When I met Sugar, I'd had more male sex partners ( I hate describing them like that ) than female,
and it's still the same, I've been faithfull as far as other women are concerned.
And that's the sort of fact that's always rattled around the back of my mind and caused me grief about my orientation. I knew I wasn't gay, I never fancied other guys, but I have had more male partners than female, so what was the deal ?? I didn't know, so I bragged and lied to prove to myself I was a real man, I nearly ended up believing that crap as well. I nearly believed my tales of sexual overdrive.

It's a guy thing Soc' - we can be full of it !!! :D

'later
Lloydy
 
Thanks Lloydy.. I really appreciate you writing all of that. I have to admit that my BF's sexual history is the MAIN reason I have problems in this relationship - I can handle the abuse, I can handle the mood swings much easier than knowing what he has done and with whom!
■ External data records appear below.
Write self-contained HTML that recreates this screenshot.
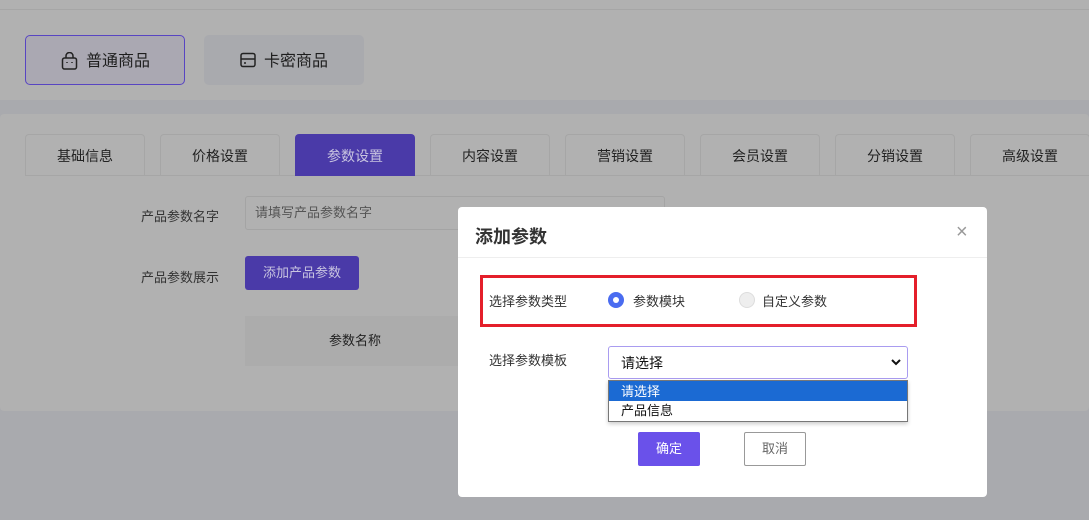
<!DOCTYPE html>
<html><head><meta charset="utf-8"><style>
*{margin:0;padding:0;box-sizing:border-box}
body{width:1089px;height:520px;overflow:hidden;background:#a9aaae;font-family:"Liberation Sans","Noto Sans CJK SC",sans-serif;position:relative;color:#333}
.a{position:absolute}
.tab{position:absolute;top:134px;width:120px;height:42px;border:1px solid #a6a6a6;border-bottom:none;border-radius:4px 4px 0 0;text-align:center;line-height:42px;font-size:14px;color:#222}
</style></head><body>
<div class="a" style="left:0;top:0;width:1089px;height:100px;background:#b1b1b1"></div>
<div class="a" style="left:0;top:9px;width:1089px;height:1px;background:#a6a6a6"></div>
<div class="a" style="left:25px;top:35px;width:160px;height:50px;border:1px solid #5845c2;border-radius:5px;background:#aaa8b2;font-size:16px;line-height:52px;color:#1e1e1e">
<svg class="a" style="left:35px;top:16px" width="17" height="18" viewBox="0 0 17 18" fill="none" stroke="#222" stroke-width="1.5"><path d="M5 6V4a3.5 3.5 0 0 1 7 0v2"/><rect x="1.5" y="6" width="14" height="11" rx="2"/><path d="M6 10v1M11 10v1"/></svg>
<span class="a" style="left:60px;top:0">普通商品</span></div>
<div class="a" style="left:204px;top:35px;width:160px;height:50px;border-radius:5px;background:#a9aaae;font-size:16px;line-height:54px;color:#1e1e1e">
<svg class="a" style="left:36px;top:17px" width="17" height="17" viewBox="0 0 17 17" fill="none" stroke="#222" stroke-width="1.5"><rect x="1" y="1.5" width="14" height="13" rx="2"/><path d="M1 7h14M4 11h2"/></svg>
<span class="a" style="left:60px;top:0">卡密商品</span></div>
<div class="a" style="left:0;top:114px;width:1089px;height:297px;background:#b1b1b1;border-radius:4px"></div>
<div class="a" style="left:25px;top:175px;width:1064px;height:1px;background:#a6a6a6"></div>
<div class="tab" style="left:25px">基础信息</div>
<div class="tab" style="left:160px">价格设置</div>
<div class="tab" style="left:295px;background:#4a3aa8;border-color:#4a3aa8;color:#c8c4e0">参数设置</div>
<div class="tab" style="left:430px">内容设置</div>
<div class="tab" style="left:565px">营销设置</div>
<div class="tab" style="left:700px">会员设置</div>
<div class="tab" style="left:835px">分销设置</div>
<div class="tab" style="left:970px">高级设置</div>
<div class="a" style="left:141px;top:206px;font-size:13px;color:#333">产品参数名字</div>
<div class="a" style="left:245px;top:196px;width:420px;height:34px;border:1px solid #a4a4a4;border-radius:3px;font-size:13px;line-height:32px;padding-left:9px;color:#555">请填写产品参数名字</div>
<div class="a" style="left:141px;top:267px;font-size:13px;color:#333">产品参数展示</div>
<div class="a" style="left:245px;top:256px;width:114px;height:34px;background:#4a3aa8;border-radius:3px;font-size:13px;line-height:34px;text-align:center;color:#c8c4e0">添加产品参数</div>
<div class="a" style="left:245px;top:316px;width:220px;height:50px;background:#acacac;font-size:13px;line-height:50px;text-align:center;color:#222">参数名称</div>
<div class="a" style="left:458px;top:207px;width:529px;height:290px;background:#fff;border-radius:4px">
<div class="a" style="left:17px;top:16px;font-size:18px;font-weight:bold;color:#333">添加参数</div>
<div class="a" style="left:498px;top:14px;font-size:20px;color:#999">×</div>
<div class="a" style="left:0;top:50px;width:529px;height:1px;background:#eee"></div>
<div class="a" style="left:22px;top:68px;width:437px;height:52px;border:3px solid #e41f2a"></div>
<div class="a" style="left:31px;top:84px;font-size:13px">选择参数类型</div>
<div class="a" style="left:150px;top:85px;width:16px;height:16px;border-radius:50%;background:#4a6cf0"><div class="a" style="left:5px;top:5px;width:6px;height:6px;border-radius:50%;background:#fff"></div></div>
<div class="a" style="left:175px;top:84px;font-size:13px">参数模块</div>
<div class="a" style="left:281px;top:85px;width:16px;height:16px;border-radius:50%;background:#eee;border:1px solid #ddd"></div>
<div class="a" style="left:304px;top:84px;font-size:13px">自定义参数</div>
<div class="a" style="left:31px;top:143px;font-size:13px">选择参数模板</div>
<div class="a" style="left:150px;top:139px;width:300px;height:33px;border:1px solid #a99cf0;border-radius:3px;font-size:14px;line-height:33px;padding-left:12px;color:#111">请选择
<svg class="a" style="right:6px;top:12px" width="10" height="7" viewBox="0 0 10 7"><path d="M1 1l4 4 4-4" stroke="#111" stroke-width="2" fill="none"/></svg></div>
<div class="a" style="left:150px;top:173px;width:300px;height:42px;border:1px solid #777;background:#fff;box-shadow:0 2px 4px rgba(0,0,0,.2);font-size:13px">
<div style="height:20px;background:#1b6ad3;color:#fff;padding-left:12px;line-height:21px">请选择</div>
<div style="padding-left:12px;line-height:20px;color:#111">产品信息</div></div>
<div class="a" style="left:180px;top:225px;width:62px;height:34px;background:#6a51ea;border-radius:2px;color:#fff;font-size:13px;line-height:34px;text-align:center">确定</div>
<div class="a" style="left:286px;top:225px;width:62px;height:34px;border:1px solid #999;border-radius:2px;color:#666;font-size:13px;line-height:32px;text-align:center">取消</div>
</div>
</body></html>
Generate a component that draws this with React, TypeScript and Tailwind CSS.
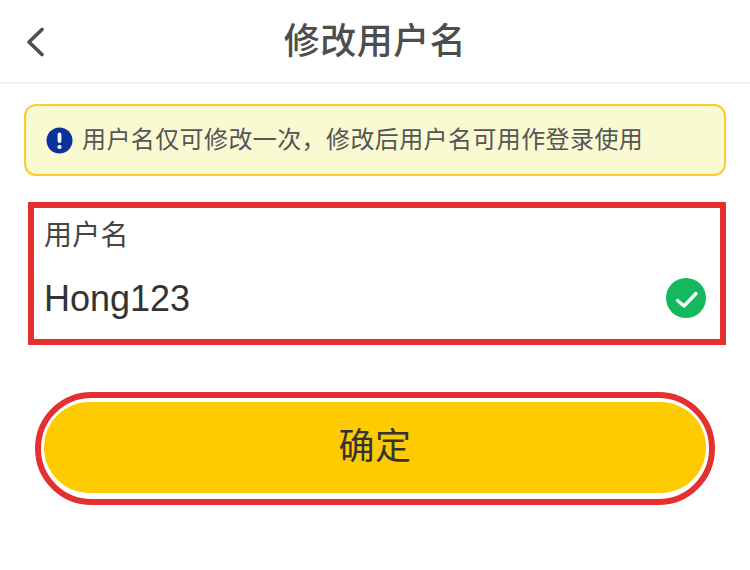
import React from 'react';

const cjk = "font-['Liberation_Sans','Noto_Sans_CJK_SC',sans-serif]";

const App: React.FC = () => {
  return (
    <div className={`w-[750px] h-[570px] bg-white overflow-hidden ${cjk}`}>
      {/* header */}
      <header className="h-[84px] border-b-2 border-[#f2f2f2] flex items-center justify-center relative">
        <svg className="absolute left-[25px] top-[27px]" width="20" height="30" viewBox="0 0 20 30" fill="none">
          <path d="M17 2.5 L4 15 L17 27.5" stroke="#4d4d4d" strokeWidth="3.6" strokeLinecap="round" strokeLinejoin="round" />
        </svg>
        <h1 className="text-[36px] leading-none font-medium text-[#4d4d4d] tracking-[0.5px] pt-[2px]">修改用户名</h1>
      </header>

      {/* notice */}
      <div className="mt-5 mx-6 h-[72px] rounded-[12px] border-2 border-[#fccb2e] bg-[#fafad2] flex items-center pl-5 gap-[9px]">
        <svg width="27" height="27" viewBox="0 0 27 27" className="shrink-0">
          <circle cx="13.5" cy="13.5" r="13" fill="#0a3299" />
          <rect x="11.6" y="5.5" width="3.8" height="10.5" rx="1.9" fill="#fff" />
          <circle cx="13.5" cy="20" r="2.1" fill="#fff" />
        </svg>
        <span className="text-[24px] leading-none text-[#555555] tracking-[0.4px]">用户名仅可修改一次，修改后用户名可用作登录使用</span>
      </div>

      {/* field */}
      <div className="mt-[26px] ml-7 w-[698px] h-[143px] border-[6px] border-[#e53030] pl-[10px] pr-[14px] pt-[9px]">
        <div className="text-[28px] leading-[38px] text-[#444444] tracking-[0.3px]">用户名</div>
        <div className="mt-[24px] h-[40px] flex items-center justify-between">
          <span className="text-[36px] leading-[40px] text-[#333333]">Hong123</span>
          <svg width="40" height="40" viewBox="0 0 40 40" className="shrink-0 -translate-y-[1px]">
            <circle cx="20" cy="20" r="20" fill="#14b85f" />
            <path d="M11.5 22.5 L18 28 L30 15.5" fill="none" stroke="#fff" strokeWidth="3.4" strokeLinecap="round" strokeLinejoin="round" />
          </svg>
        </div>
      </div>

      {/* button */}
      <div className="mt-[47px] ml-[35px] w-[680px] h-[113px] rounded-full border-[6px] border-[#e53030] flex justify-center pt-[4px]">
        <button className="w-[662px] h-[91px] rounded-full bg-[#fdcb00] text-[36px] leading-none text-[#333333] tracking-[0.5px] pb-[2px]">确定</button>
      </div>
    </div>
  );
};

export default App;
I have to admit that because of his past, I sometimes just dont feel safe in the relationship - wondering if he can stay faithful, (he's an incredibly good looking, nice, friendly, funny and sociable guy, I can imagine many women coming on to him..) wondering if an ex is going to come back to try and "claim" him. He says he's always been faithful when he was in a long term relationship.. but I've been so burned by guys - by long term partners even, that I find it hard to believe him. I guess its a combo of my past experience and his past behaviour which scares the shit out of me.

It was weird though, when we first me, we were just hanging out as friends and we started into the "sex stories" bullshit. It was almost like he NEEDED to tell me all the gory details of his past when we first met - perhaps he felt really guilty and had to "dump" it all off his chest? I dont know. All I do know is that he really has mixed up sexual encounters with being "accepted" which he says explains his "compulsive" sexual history. I suppose that makes sense. I dont like it much, but it makes sense.

Apologies for not replying earlier but I"ve been on vacation!